Written problem: Each line below must be set down exactly; omit any image you find.

==== Supplied data

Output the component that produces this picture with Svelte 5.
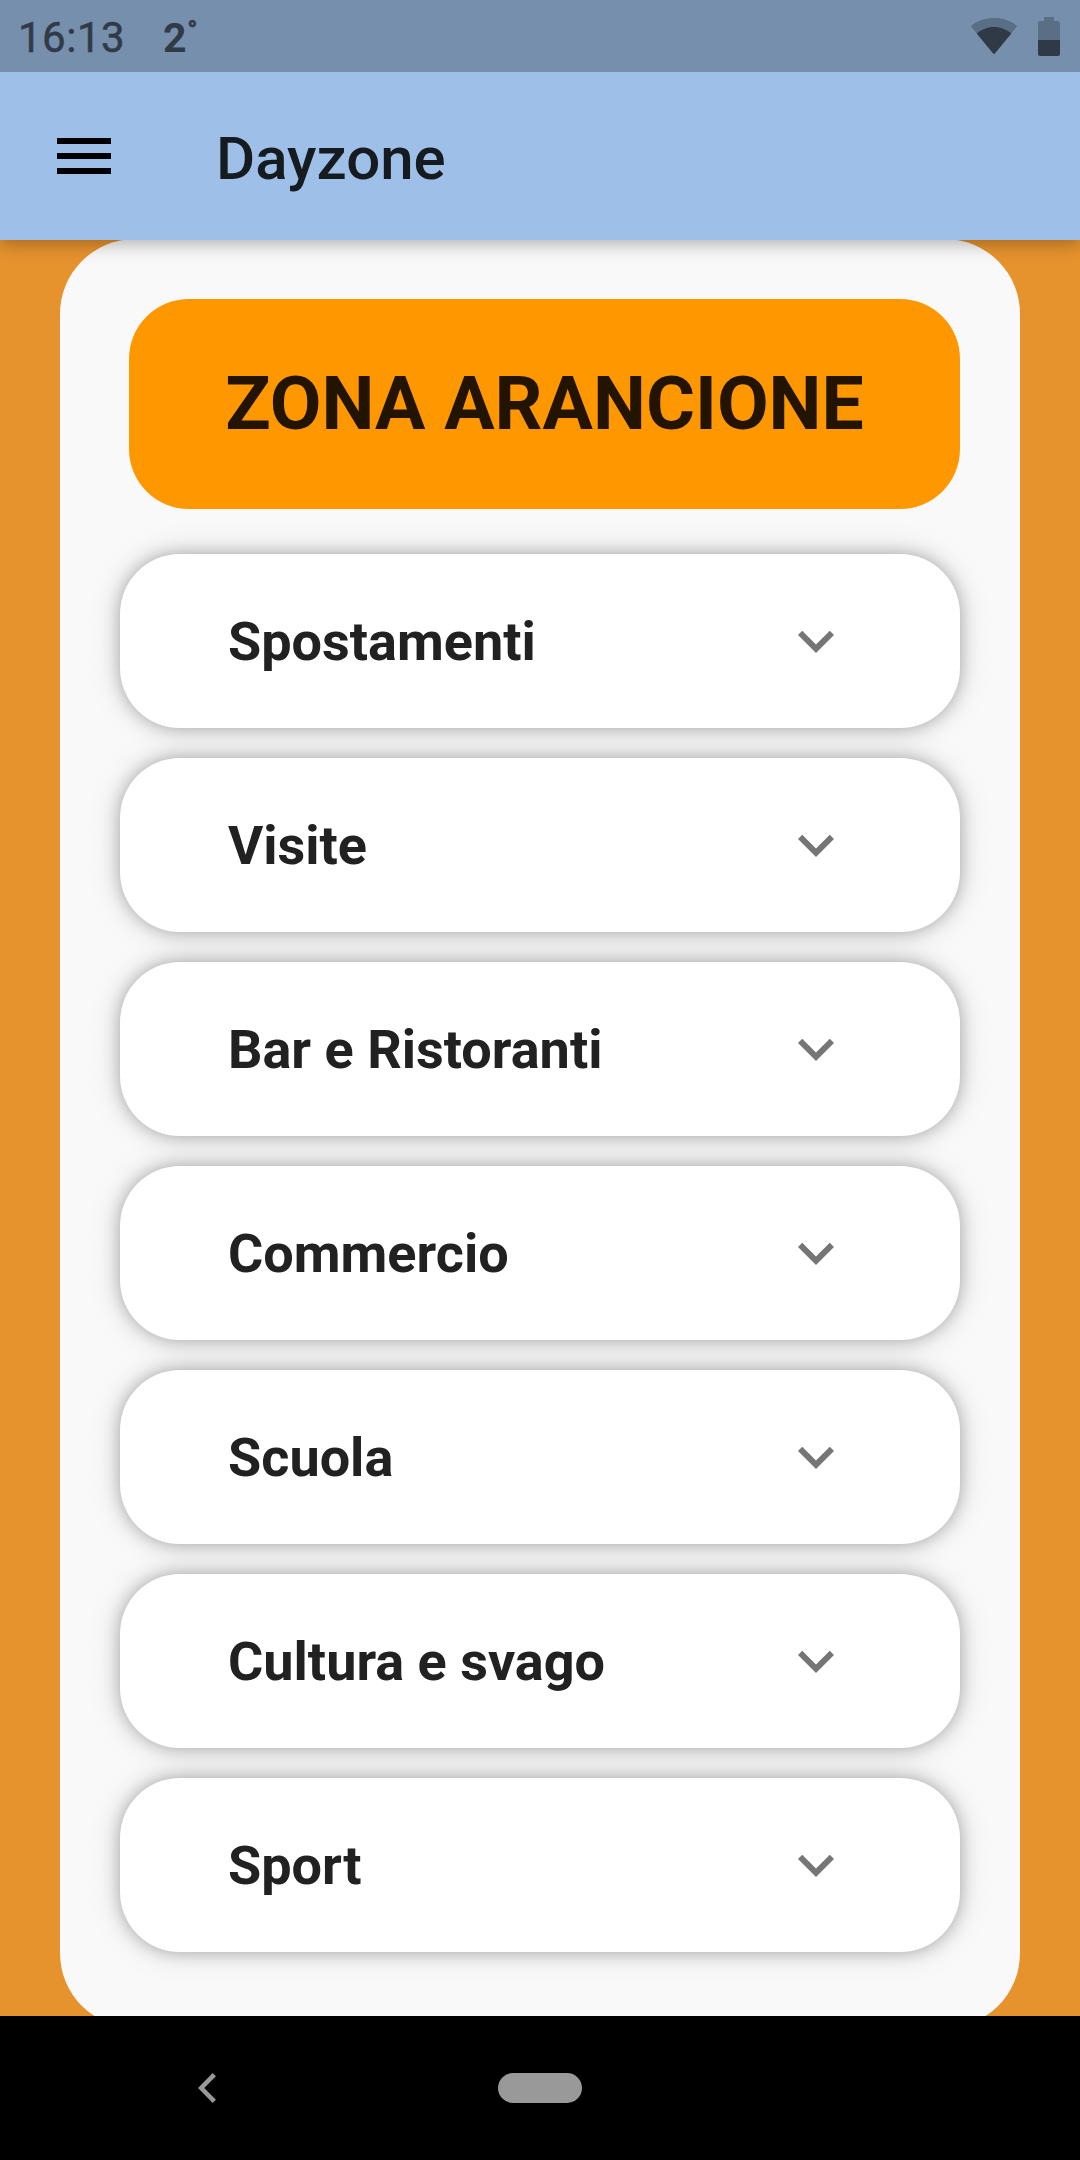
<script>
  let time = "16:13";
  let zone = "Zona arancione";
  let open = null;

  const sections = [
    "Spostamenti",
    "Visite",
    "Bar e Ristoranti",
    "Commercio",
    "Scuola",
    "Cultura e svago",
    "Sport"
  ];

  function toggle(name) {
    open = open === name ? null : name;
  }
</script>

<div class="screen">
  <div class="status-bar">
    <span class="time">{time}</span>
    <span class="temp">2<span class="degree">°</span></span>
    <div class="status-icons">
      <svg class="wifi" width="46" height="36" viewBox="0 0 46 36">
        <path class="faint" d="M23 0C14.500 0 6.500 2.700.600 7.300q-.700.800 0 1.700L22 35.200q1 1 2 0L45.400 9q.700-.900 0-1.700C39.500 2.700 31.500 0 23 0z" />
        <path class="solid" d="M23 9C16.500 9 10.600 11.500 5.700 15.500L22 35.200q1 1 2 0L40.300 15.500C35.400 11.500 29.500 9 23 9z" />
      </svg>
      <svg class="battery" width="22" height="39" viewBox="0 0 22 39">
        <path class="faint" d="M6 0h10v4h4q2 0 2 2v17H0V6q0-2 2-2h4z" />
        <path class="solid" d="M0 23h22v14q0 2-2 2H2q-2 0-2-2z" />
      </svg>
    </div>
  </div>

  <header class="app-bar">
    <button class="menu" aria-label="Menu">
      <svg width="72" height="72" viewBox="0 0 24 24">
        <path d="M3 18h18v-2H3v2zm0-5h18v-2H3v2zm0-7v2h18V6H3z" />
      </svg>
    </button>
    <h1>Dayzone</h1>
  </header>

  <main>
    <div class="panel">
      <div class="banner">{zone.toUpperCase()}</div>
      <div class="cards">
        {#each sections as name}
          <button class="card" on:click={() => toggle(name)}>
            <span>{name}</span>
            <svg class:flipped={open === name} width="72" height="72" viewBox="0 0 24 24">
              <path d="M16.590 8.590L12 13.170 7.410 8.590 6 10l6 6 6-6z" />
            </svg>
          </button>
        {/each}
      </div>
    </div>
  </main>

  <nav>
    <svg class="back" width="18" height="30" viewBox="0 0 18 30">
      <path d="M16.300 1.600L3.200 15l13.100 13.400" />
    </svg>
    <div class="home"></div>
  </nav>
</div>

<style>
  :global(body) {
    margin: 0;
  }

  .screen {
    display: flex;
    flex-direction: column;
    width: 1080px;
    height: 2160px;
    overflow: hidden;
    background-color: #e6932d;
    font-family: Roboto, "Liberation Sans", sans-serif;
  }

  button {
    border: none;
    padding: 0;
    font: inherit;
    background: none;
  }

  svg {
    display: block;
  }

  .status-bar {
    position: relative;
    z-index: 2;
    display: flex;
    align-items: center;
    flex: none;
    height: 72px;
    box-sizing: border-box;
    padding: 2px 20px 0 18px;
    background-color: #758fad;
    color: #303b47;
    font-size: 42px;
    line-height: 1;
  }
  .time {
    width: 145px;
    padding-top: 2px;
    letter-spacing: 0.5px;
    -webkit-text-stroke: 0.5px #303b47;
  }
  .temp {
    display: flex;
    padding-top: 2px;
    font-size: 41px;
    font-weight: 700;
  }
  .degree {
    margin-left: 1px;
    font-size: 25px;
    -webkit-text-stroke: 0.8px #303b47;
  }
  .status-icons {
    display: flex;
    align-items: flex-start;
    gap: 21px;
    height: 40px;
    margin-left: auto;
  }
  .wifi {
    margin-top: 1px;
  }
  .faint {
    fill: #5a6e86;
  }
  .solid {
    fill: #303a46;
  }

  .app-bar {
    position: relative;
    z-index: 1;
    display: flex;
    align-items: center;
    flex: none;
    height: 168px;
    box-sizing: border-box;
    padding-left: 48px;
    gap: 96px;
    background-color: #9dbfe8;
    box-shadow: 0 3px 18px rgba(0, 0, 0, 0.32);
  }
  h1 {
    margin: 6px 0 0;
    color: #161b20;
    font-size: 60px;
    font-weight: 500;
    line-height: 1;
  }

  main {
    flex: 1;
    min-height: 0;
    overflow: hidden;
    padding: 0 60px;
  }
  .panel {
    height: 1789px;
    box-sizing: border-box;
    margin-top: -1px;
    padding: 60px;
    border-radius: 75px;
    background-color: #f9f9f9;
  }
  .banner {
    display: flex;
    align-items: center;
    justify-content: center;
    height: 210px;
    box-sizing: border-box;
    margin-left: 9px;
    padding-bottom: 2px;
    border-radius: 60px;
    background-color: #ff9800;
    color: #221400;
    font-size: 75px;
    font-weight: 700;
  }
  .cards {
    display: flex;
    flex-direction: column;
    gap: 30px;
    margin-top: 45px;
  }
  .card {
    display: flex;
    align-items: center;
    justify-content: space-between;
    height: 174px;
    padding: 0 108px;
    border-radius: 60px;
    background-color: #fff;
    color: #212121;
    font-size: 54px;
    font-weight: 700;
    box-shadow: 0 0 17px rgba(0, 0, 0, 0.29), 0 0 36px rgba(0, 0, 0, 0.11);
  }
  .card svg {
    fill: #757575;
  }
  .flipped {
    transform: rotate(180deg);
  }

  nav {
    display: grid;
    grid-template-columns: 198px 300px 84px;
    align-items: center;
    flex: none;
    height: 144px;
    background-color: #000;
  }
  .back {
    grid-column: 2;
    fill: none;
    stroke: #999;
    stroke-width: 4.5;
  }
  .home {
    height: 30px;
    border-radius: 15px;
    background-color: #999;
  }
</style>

========

Final answer:
Output the component that produces this picture with Svelte 5.
<script>
  let time = "16:13";
  let zone = "Zona arancione";
  let open = null;

  const sections = [
    "Spostamenti",
    "Visite",
    "Bar e Ristoranti",
    "Commercio",
    "Scuola",
    "Cultura e svago",
    "Sport"
  ];

  function toggle(name) {
    open = open === name ? null : name;
  }
</script>

<div class="screen">
  <div class="status-bar">
    <span class="time">{time}</span>
    <span class="temp">2<span class="degree">°</span></span>
    <div class="status-icons">
      <svg class="wifi" width="46" height="36" viewBox="0 0 46 36">
        <path class="faint" d="M23 0C14.500 0 6.500 2.700.600 7.300q-.700.800 0 1.700L22 35.200q1 1 2 0L45.400 9q.700-.900 0-1.700C39.500 2.700 31.500 0 23 0z" />
        <path class="solid" d="M23 9C16.500 9 10.600 11.500 5.700 15.500L22 35.200q1 1 2 0L40.300 15.500C35.400 11.500 29.500 9 23 9z" />
      </svg>
      <svg class="battery" width="22" height="39" viewBox="0 0 22 39">
        <path class="faint" d="M6 0h10v4h4q2 0 2 2v17H0V6q0-2 2-2h4z" />
        <path class="solid" d="M0 23h22v14q0 2-2 2H2q-2 0-2-2z" />
      </svg>
    </div>
  </div>

  <header class="app-bar">
    <button class="menu" aria-label="Menu">
      <svg width="72" height="72" viewBox="0 0 24 24">
        <path d="M3 18h18v-2H3v2zm0-5h18v-2H3v2zm0-7v2h18V6H3z" />
      </svg>
    </button>
    <h1>Dayzone</h1>
  </header>

  <main>
    <div class="panel">
      <div class="banner">{zone.toUpperCase()}</div>
      <div class="cards">
        {#each sections as name}
          <button class="card" on:click={() => toggle(name)}>
            <span>{name}</span>
            <svg class:flipped={open === name} width="72" height="72" viewBox="0 0 24 24">
              <path d="M16.590 8.590L12 13.170 7.410 8.590 6 10l6 6 6-6z" />
            </svg>
          </button>
        {/each}
      </div>
    </div>
  </main>

  <nav>
    <svg class="back" width="18" height="30" viewBox="0 0 18 30">
      <path d="M16.300 1.600L3.200 15l13.100 13.400" />
    </svg>
    <div class="home"></div>
  </nav>
</div>

<style>
  :global(body) {
    margin: 0;
  }

  .screen {
    display: flex;
    flex-direction: column;
    width: 1080px;
    height: 2160px;
    overflow: hidden;
    background-color: #e6932d;
    font-family: Roboto, "Liberation Sans", sans-serif;
  }

  button {
    border: none;
    padding: 0;
    font: inherit;
    background: none;
  }

  svg {
    display: block;
  }

  .status-bar {
    position: relative;
    z-index: 2;
    display: flex;
    align-items: center;
    flex: none;
    height: 72px;
    box-sizing: border-box;
    padding: 2px 20px 0 18px;
    background-color: #758fad;
    color: #303b47;
    font-size: 42px;
    line-height: 1;
  }
  .time {
    width: 145px;
    padding-top: 2px;
    letter-spacing: 0.5px;
    -webkit-text-stroke: 0.5px #303b47;
  }
  .temp {
    display: flex;
    padding-top: 2px;
    font-size: 41px;
    font-weight: 700;
  }
  .degree {
    margin-left: 1px;
    font-size: 25px;
    -webkit-text-stroke: 0.8px #303b47;
  }
  .status-icons {
    display: flex;
    align-items: flex-start;
    gap: 21px;
    height: 40px;
    margin-left: auto;
  }
  .wifi {
    margin-top: 1px;
  }
  .faint {
    fill: #5a6e86;
  }
  .solid {
    fill: #303a46;
  }

  .app-bar {
    position: relative;
    z-index: 1;
    display: flex;
    align-items: center;
    flex: none;
    height: 168px;
    box-sizing: border-box;
    padding-left: 48px;
    gap: 96px;
    background-color: #9dbfe8;
    box-shadow: 0 3px 18px rgba(0, 0, 0, 0.32);
  }
  h1 {
    margin: 6px 0 0;
    color: #161b20;
    font-size: 60px;
    font-weight: 500;
    line-height: 1;
  }

  main {
    flex: 1;
    min-height: 0;
    overflow: hidden;
    padding: 0 60px;
  }
  .panel {
    height: 1789px;
    box-sizing: border-box;
    margin-top: -1px;
    padding: 60px;
    border-radius: 75px;
    background-color: #f9f9f9;
  }
  .banner {
    display: flex;
    align-items: center;
    justify-content: center;
    height: 210px;
    box-sizing: border-box;
    margin-left: 9px;
    padding-bottom: 2px;
    border-radius: 60px;
    background-color: #ff9800;
    color: #221400;
    font-size: 75px;
    font-weight: 700;
  }
  .cards {
    display: flex;
    flex-direction: column;
    gap: 30px;
    margin-top: 45px;
  }
  .card {
    display: flex;
    align-items: center;
    justify-content: space-between;
    height: 174px;
    padding: 0 108px;
    border-radius: 60px;
    background-color: #fff;
    color: #212121;
    font-size: 54px;
    font-weight: 700;
    box-shadow: 0 0 17px rgba(0, 0, 0, 0.29), 0 0 36px rgba(0, 0, 0, 0.11);
  }
  .card svg {
    fill: #757575;
  }
  .flipped {
    transform: rotate(180deg);
  }

  nav {
    display: grid;
    grid-template-columns: 198px 300px 84px;
    align-items: center;
    flex: none;
    height: 144px;
    background-color: #000;
  }
  .back {
    grid-column: 2;
    fill: none;
    stroke: #999;
    stroke-width: 4.5;
  }
  .home {
    height: 30px;
    border-radius: 15px;
    background-color: #999;
  }
</style>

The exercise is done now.